Le juge Dupras retient de la preuve présentée que M. Fournier n’a pas respecté les règles visant à protéger ses employés.
Selon lui, la conduite de l’accusé constitue un acte illégal, une contravention claire aux obligations édictées au Code de sécurité pour les travaux de construction.
Un expert qui a témoigné avait notamment relevé que la méthode de travail utilisée par l’entrepreneur au site de Lachine n’était pas sécuritaire en ce que les pentes de l’excavation étaient trop raides, qu’aucun système n’a été utilisé pour soutenir les côtés de la fosse pour éviter qu’elle ne s’écroule et que des matériaux ont été empilés trop près des limites de l’excavation. Une façon de faire qui n’était ni prudente ni raisonnable, a conclu l’expert.
La situation était même «épeurante», selon un inspecteur de la Commission des normes, de l’équité, de la santé et de la sécurité au travail, et aurait dû nécessiter un arrêt immédiat des travaux.
Le juge conclut aussi que, selon ce qui a été rapporté au sujet des conditions du chantier, le risque de lésion corporelle était «évident».
«Le Tribunal a retenu qu’aucune des mesures imposées par la réglementation ou par la loi n’a été mise en place pour assurer la sécurité de M. Lévesque.
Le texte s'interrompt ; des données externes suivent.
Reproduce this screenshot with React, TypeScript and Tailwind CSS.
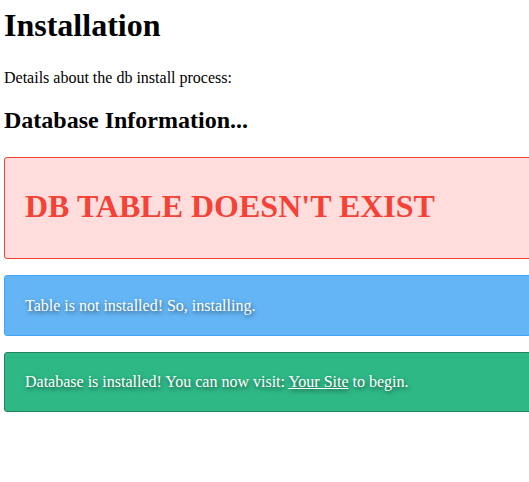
export default function App() {
  return (
    <div className="min-h-[482px] overflow-hidden bg-white px-1 pt-2 text-black" style={{ fontFamily: '"Liberation Serif", "Times New Roman", serif' }}>
      <h1 className="text-[32px] font-bold leading-[35px]">Installation</h1>
      <p className="mt-[26px] text-base leading-[18px]">Details about the db install process:</p>
      <h2 className="mt-[20px] text-2xl font-bold leading-[27px]">Database Information...</h2>

      <div className="mt-[23px] w-[600px] rounded-[3px] border border-[#f44336] bg-[#ffdddd] px-5 pb-[34px] pt-[31px]">
        <h1 className="text-[32px] font-bold leading-[35px] text-[#f44336]">DB TABLE DOESN'T EXIST</h1>
      </div>

      <div className="mt-4 w-[600px] rounded-[3px] border border-[#42a5f5] bg-[#64b5f6] px-5 py-5 text-base leading-[19px] text-white [text-shadow:1px_2px_4px_rgba(0,0,0,0.55)]">
        Table is not installed! So, installing.
      </div>

      <div className="mt-4 w-[600px] rounded-[3px] border border-[#24845f] bg-[#2eb886] px-5 py-5 text-base leading-[18px] text-white [text-shadow:1px_2px_4px_rgba(0,0,0,0.55)]">
        Database is installed! You can now visit: <a href="#" className="underline">Your Site</a> to begin.
      </div>
    </div>
  );
}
De surcroît, il retient que l’accusé n’a accordé aucune attention à ce risque grave et évident pour la sécurité de M. Lévesque qu’il a lui-même créé», écrit le magistrat dans son jugement.
La peine sera déterminée ultérieurement.
La FTQ-Construction a accueilli favorablement le verdict et a invité les entrepreneurs en construction à prendre acte du jugement, qui énonce clairement qu’ils doivent assurer la sécurité de leurs travailleurs en toutes circonstances.
«Que le message soit clair: la santé et la sécurité sur les chantiers n’est pas négociable puisqu’elle peut avoir des conséquences graves», a écrit jeudi le syndicat dans un communiqué.